Supplied information:
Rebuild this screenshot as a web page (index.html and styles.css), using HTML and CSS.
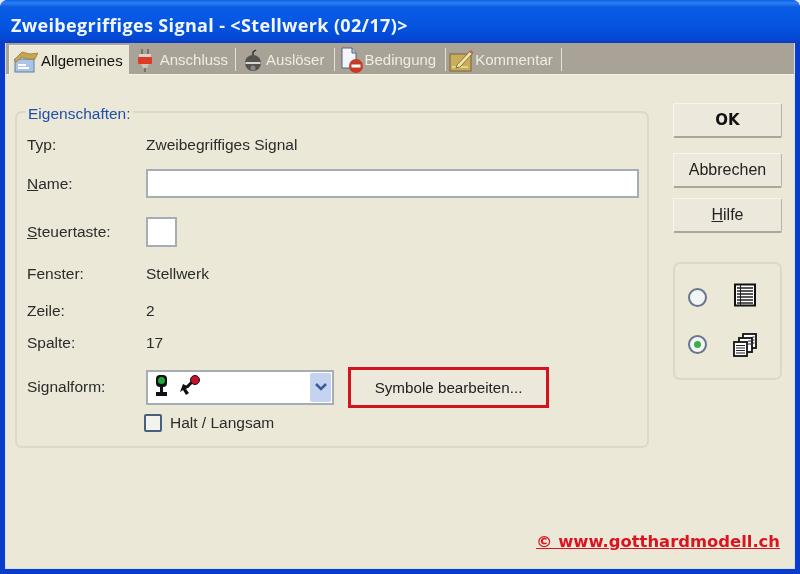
FILE: index.html
```html
<!DOCTYPE html>
<html lang="de">
<head>
  <meta charset="UTF-8" />
  <title>Zweibegriffiges Signal</title>
  <link rel="stylesheet" href="styles.css">
</head>
<body>
  <div class="fenster">
    <div class="titelleiste">Zweibegriffiges Signal - &lt;Stellwerk (02/17)&gt;</div>

    <div class="inhalt">
      <div class="tabs">
        <div class="tab aktiv">
          <svg width="24" height="24" viewBox="0 0 24 24"><rect x="1" y="10" width="19" height="13" fill="#a9c4e4" stroke="#5f7fa8"/><rect x="4" y="15" width="8" height="2" fill="#fff"/><rect x="4" y="18" width="11" height="2" fill="#fff"/><path d="M0 11 L8 3 L16 5 L24 4 L21 10 L13 10 L8 8 L2 13 Z" fill="#c9a64e" stroke="#8a7434" stroke-width=".7"/></svg>
          Allgemeines
        </div>
        <div class="tab t-anschluss">
          <svg width="20" height="24" viewBox="0 0 20 24"><path d="M7 1v6M13 1v6" stroke="#77736a" stroke-width="2"/><rect x="4" y="6" width="12" height="4" fill="#d9d5cc"/><rect x="3" y="9" width="14" height="7" rx="1" fill="#df3a26"/><path d="M6 16h8l-2 4h-4z" fill="#c9c5ba"/><path d="M10 20v4" stroke="#77736a" stroke-width="2"/></svg>
          Anschluss
        </div>
        <div class="tab t-ausloeser">
          <svg width="20" height="24" viewBox="0 0 20 24"><path d="M10 9V4l3-2" fill="none" stroke="#333" stroke-width="1.500"/><circle cx="10" cy="15" r="8" fill="#55534f"/><path d="M2.500 14h15v2h-15z" fill="#d8d6d0"/><circle cx="10" cy="20" r="2.500" fill="#888"/></svg>
          Auslöser
        </div>
        <div class="tab t-bedingung">
          <svg width="24" height="26" viewBox="0 0 24 26"><path d="M2 1h10l4 5v15H2z" fill="#f4f6fb" stroke="#55617a"/><path d="M12 1v5h4" fill="#b9c6de" stroke="#55617a"/><circle cx="16" cy="19" r="7" fill="#c83a22"/><rect x="11.500" y="17.500" width="9" height="3" fill="#fff"/></svg>
          Bedingung
        </div>
        <div class="tab t-kommentar">
          <svg width="25" height="24" viewBox="0 0 25 24"><rect x="1" y="6" width="21" height="17" fill="#c9ac5c" stroke="#7c6730"/><path d="M3 19 L19 19" stroke="#fff4c0"/><path d="M8 17 L21 3 L24 5 L11 19 L7 20 Z" fill="#efe3a8" stroke="#6f5d2b" stroke-width=".8"/><path d="M20 4l2-2 2 2-1 2z" fill="#c9605a"/></svg>
          Kommentar
        </div>
      </div>

      <div class="haupt">
        <fieldset class="eigenschaften">
          <legend>Eigenschaften:</legend>
          <div class="zeile z-typ"><span class="label">Typ:</span><span>Zweibegriffiges Signal</span></div>
          <div class="zeile z-name"><span class="label"><u>N</u>ame:</span><div class="eingabe breit"></div></div>
          <div class="zeile z-taste"><span class="label"><u>S</u>teuertaste:</span><div class="eingabe taste"></div></div>
          <div class="zeile z-fenster"><span class="label">Fenster:</span><span>Stellwerk</span></div>
          <div class="zeile z-zeile"><span class="label">Zeile:</span><span>2</span></div>
          <div class="zeile z-spalte"><span class="label">Spalte:</span><span>17</span></div>
          <div class="zeile z-form">
            <span class="label">Signalform:</span>
            <div class="auswahl">
              <svg width="60" height="24" viewBox="0 0 60 24"><rect x="7" y="0" width="11" height="12" rx="4" fill="#111"/><circle cx="12.500" cy="5.500" r="3.500" fill="#1fa83c"/><rect x="11" y="11" width="3" height="7" fill="#111"/><path d="M7 17h11v4H7z" fill="#111"/><path d="M34 9l6 3-3 2 3 4-3 2-3-5-3 2z" fill="#111"/><path d="M38 12l5-5" stroke="#111" stroke-width="3"/><circle cx="46" cy="5" r="4.500" fill="#c8102e" stroke="#111"/></svg>
              <div class="pfeil"><svg width="14" height="10" viewBox="0 0 14 10"><path d="M2 2l5 5 5-5" fill="none" stroke="#3d5a9c" stroke-width="2.500"/></svg></div>
            </div>
            <button class="knopf symbole">Symbole bearbeiten...</button>
          </div>
          <div class="zeile z-halt"><span class="label"></span><span class="haken"></span><span>Halt / Langsam</span></div>
        </fieldset>

        <div class="rechts">
          <button class="knopf ok">OK</button>
          <button class="knopf">Abbrechen</button>
          <button class="knopf"><u>H</u>ilfe</button>
          <div class="ansicht">
            <div class="ansicht-zeile">
              <span class="radio"></span>
              <svg class="icon-liste" width="24" height="24" viewBox="0 0 24 24"><rect x="2" y="1.500" width="20" height="21" fill="#fff" stroke="#111" stroke-width="2"/><path d="M4 5h16M4 8h16M4 11h16M4 14h16M4 17h16M4 20h16" stroke="#222" stroke-width="1.300"/><path d="M7.500 2v20" stroke="#222"/></svg>
            </div>
            <div class="ansicht-zeile">
              <span class="radio an"></span>
              <svg width="24" height="24" viewBox="0 0 24 24"><rect x="10" y="1" width="13" height="14" fill="#fff" stroke="#111" stroke-width="1.800"/><rect x="6" y="5" width="13" height="14" fill="#fff" stroke="#111" stroke-width="1.800"/><rect x="1" y="9" width="13" height="14" fill="#fff" stroke="#111" stroke-width="1.800"/><path d="M3 12.500h9M3 15h9M3 17.500h9M3 20h9" stroke="#222" stroke-width="1.200"/><path d="M15 8h3M15 11h3M19.500 4h2M19.500 7h2M19.500 10h2" stroke="#222"/></svg>
            </div>
          </div>
        </div>
      </div>

      <div class="fuss"><a class="copy">© www.gotthardmodell.ch</a></div>
    </div>
  </div>
</body>
</html>
```

FILE: styles.css
```css
html, body {
  margin: 0;
  padding: 0;
}

body {
  width: 800px;
  height: 574px;
  overflow: hidden;
  background: #dfe6f5;
  font-family: "Liberation Sans", Arial, sans-serif;
  font-size: 15.5px;
  color: #2b2b2b;
}

.fenster {
  height: 574px;
  display: flex;
  flex-direction: column;
  border-radius: 8px 8px 0 0;
  overflow: hidden;
  background: #0a3ccb;
  filter: blur(0.4px);
}

.titelleiste {
  height: 43px;
  flex: none;
  box-sizing: border-box;
  padding: 15px 0 0 11px;
  background: linear-gradient(to bottom, #0f5fe8 0, #2a80ef 3px, #0a5ce4 7px, #0454e0 26px, #0348d4 38px, #0a3cc0 43px);
  color: #f2f6ff;
  font-family: "Open Sans", sans-serif;
  font-weight: 700;
  font-size: 18px;
  letter-spacing: 0.35px;
  line-height: 20px;
  white-space: nowrap;
}

.inhalt {
  flex: 1;
  display: flex;
  flex-direction: column;
  margin: 0 5px 5px;
  background: #ebe8d8;
  border-left: 1px solid #cfe0f8;
  border-right: 1px solid #cfe0f8;
  border-bottom: 1px solid #cfe0f8;
  position: relative;
}

/* Tabs */
.tabs {
  height: 31px;
  display: flex;
  background: #a8a396;
  border-bottom: 1px solid #f6f3e6;
  padding-left: 3px;
  color: #efece2;
  font-size: 15px;
}

.tab {
  display: flex;
  align-items: center;
  position: relative;
  white-space: nowrap;
  padding-top: 2px;
}

.tab::after {
  content: "";
  position: absolute;
  right: 0;
  top: 5px;
  bottom: 3px;
  width: 1px;
  background: #e6e3d6;
}

.t-anschluss { gap: 5px; padding-left: 6px; padding-right: 8px; }
.t-ausloeser { gap: 3px; padding-left: 7px; padding-right: 11px; }
.t-bedingung { gap: 0; padding-left: 5px; padding-right: 10px; }
.t-kommentar { gap: 1px; padding-left: 3px; padding-right: 9px; }

.tab.aktiv {
  background: #ebe8d8;
  color: #111;
  margin-top: 2px;
  margin-bottom: -1px;
  padding: 0 6px 0 4px;
  gap: 3px;
  border-top: 1px solid #f6f3e6;
  border-left: 1px solid #f6f3e6;
}

.tab.aktiv::after {
  display: none;
}

/* Hauptbereich */
.haupt {
  display: flex;
  padding-top: 28px;
}

.eigenschaften {
  width: 634px;
  height: 345px;
  box-sizing: border-box;
  margin: 0 0 0 9px;
  padding: 0 8px 0 10px;
  border: 2px solid #dcd9c8;
  border-radius: 7px;
}

.eigenschaften legend {
  position: relative;
  top: 2px;
  color: #1f4fa8;
  padding: 0 2px;
  margin-left: -1px;
  line-height: 18px;
}

.zeile {
  display: flex;
  align-items: center;
}

.label {
  width: 119px;
  flex: none;
}

.z-typ { height: 20px; margin-top: 14px; }
.z-name { height: 29px; margin-top: 14px; }
.z-taste { height: 30px; margin-top: 19px; }
.z-fenster { height: 20px; margin-top: 17px; }
.z-zeile { height: 20px; margin-top: 17px; }
.z-spalte { height: 20px; margin-top: 12px; }
.z-form { height: 40px; margin-top: 14px; }
.z-halt { height: 20px; margin-top: 6px; }

.eingabe {
  box-sizing: border-box;
  height: 100%;
  background: #fff;
  border: 2px solid #a5aeb5;
}

.breit { width: 493px; }
.taste { width: 31px; }

.auswahl {
  box-sizing: border-box;
  width: 188px;
  height: 35px;
  display: flex;
  align-items: center;
  justify-content: space-between;
  background: #fff;
  border: 2px solid #a5aeb5;
  padding: 0 1px;
}

.pfeil {
  width: 21px;
  height: 29px;
  display: flex;
  align-items: center;
  justify-content: center;
  background: #c4d3f0;
  border-radius: 2px;
}

.knopf {
  box-sizing: border-box;
  width: 109px;
  height: 35px;
  padding: 0;
  font: inherit;
  font-size: 16px;
  color: #222;
  background: #ece9dc;
  border: 1px solid #f7f5ec;
  border-right-color: #b8b5a6;
  border-bottom: 2px solid #aaa797;
  border-radius: 2px;
}

.knopf.symbole {
  width: 201px;
  height: 41px;
  margin-left: 14px;
  font-size: 15.2px;
  border: 3px solid #d4141c;
  border-radius: 0;
}

.knopf.ok {
  font-family: "DejaVu Sans", sans-serif;
  font-weight: 700;
  font-size: 15px;
  color: #111;
  margin-bottom: 5px;
}

.haken {
  box-sizing: border-box;
  width: 18px;
  height: 18px;
  margin-left: -2px;
  margin-right: 8px;
  background: #f3f3ee;
  border: 2px solid #46607f;
  border-radius: 2px;
}

/* rechte Spalte */
.rechts {
  width: 109px;
  margin-left: 24px;
  display: flex;
  flex-direction: column;
  gap: 10px;
}

.ansicht {
  box-sizing: border-box;
  height: 118px;
  margin-top: 19px;
  border: 2px solid #dcd9c8;
  border-radius: 7px;
  display: flex;
  flex-direction: column;
  justify-content: center;
  gap: 23px;
  padding-left: 13px;
}

.ansicht-zeile {
  height: 24px;
  display: flex;
  align-items: center;
  gap: 26px;
}

.icon-liste {
  margin-bottom: 6px;
}

.radio {
  box-sizing: border-box;
  width: 19px;
  height: 19px;
  border-radius: 50%;
  background: #f2f5f6;
  border: 2px solid #66778a;
  display: flex;
  align-items: center;
  justify-content: center;
}

.radio.an::after {
  content: "";
  width: 7px;
  height: 7px;
  border-radius: 50%;
  background: #3fae48;
}

/* Fuss */
.fuss {
  position: absolute;
  right: 14px;
  bottom: 17px;
}

.copy {
  color: #dc1420;
  font-family: "DejaVu Sans", sans-serif;
  font-weight: 700;
  font-size: 16.4px;
  text-decoration: underline;
}
```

Description of the task: Copy every line of the material in which the word "index" occurs.

Worked answer:
Rebuild this screenshot as a web page (index.html and styles.css), using HTML and CSS.
FILE: index.html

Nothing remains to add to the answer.